Women in Seafood business Caitlin Ui Aodha

 “In addition to training and mentorship, we are also working with women across the catching, aquaculture, processing and retail industries to develop a network to share information and ideas that will further progress and elevate their role.”

BIM’s campaign tells the stories of women in various roles and increases their visibility and “celebrates their contribution to this valuable industry,” he added.

BIM works closely with the catching sector where many women work behind the scenes managing the accounts for fishing businesses, or are the key communicators and representatives in their fishing communities.

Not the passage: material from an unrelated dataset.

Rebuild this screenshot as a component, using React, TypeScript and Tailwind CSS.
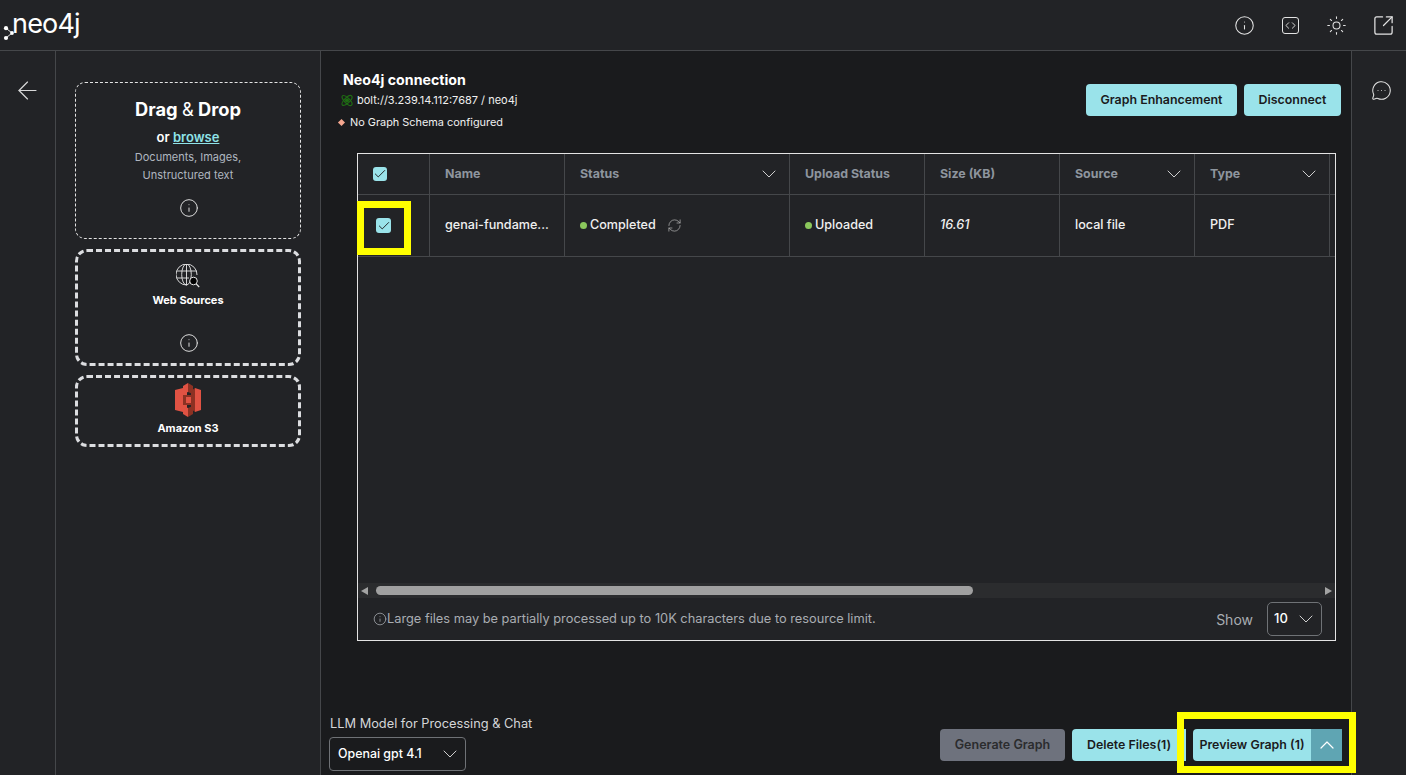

The agency has formed partnerships with international women’s groups to gain insights into how they have developed effective networks, including the Australian Women’s Industry Network Community (WINC).

Common experiences

Attending a recent networking event in Ireland, Jayne Gallagher, Director of WINC, said that while Australia and Ireland were “worlds apart” in circumstances and experiences, everyone wanted their story to be heard.

“We are passionate about our industry and we want to have an impact. Working together we can help ensure a viable future for the seafood industry. Ensuring women are recognised and supported in their roles takes courage and determination, and the fledgling network here needs nurturing from its members and its stakeholders to maximise its impact and potential for the wider seafood industry.”

In 2017, Ireland’s seafood sector contributed €1.15bn to GDP.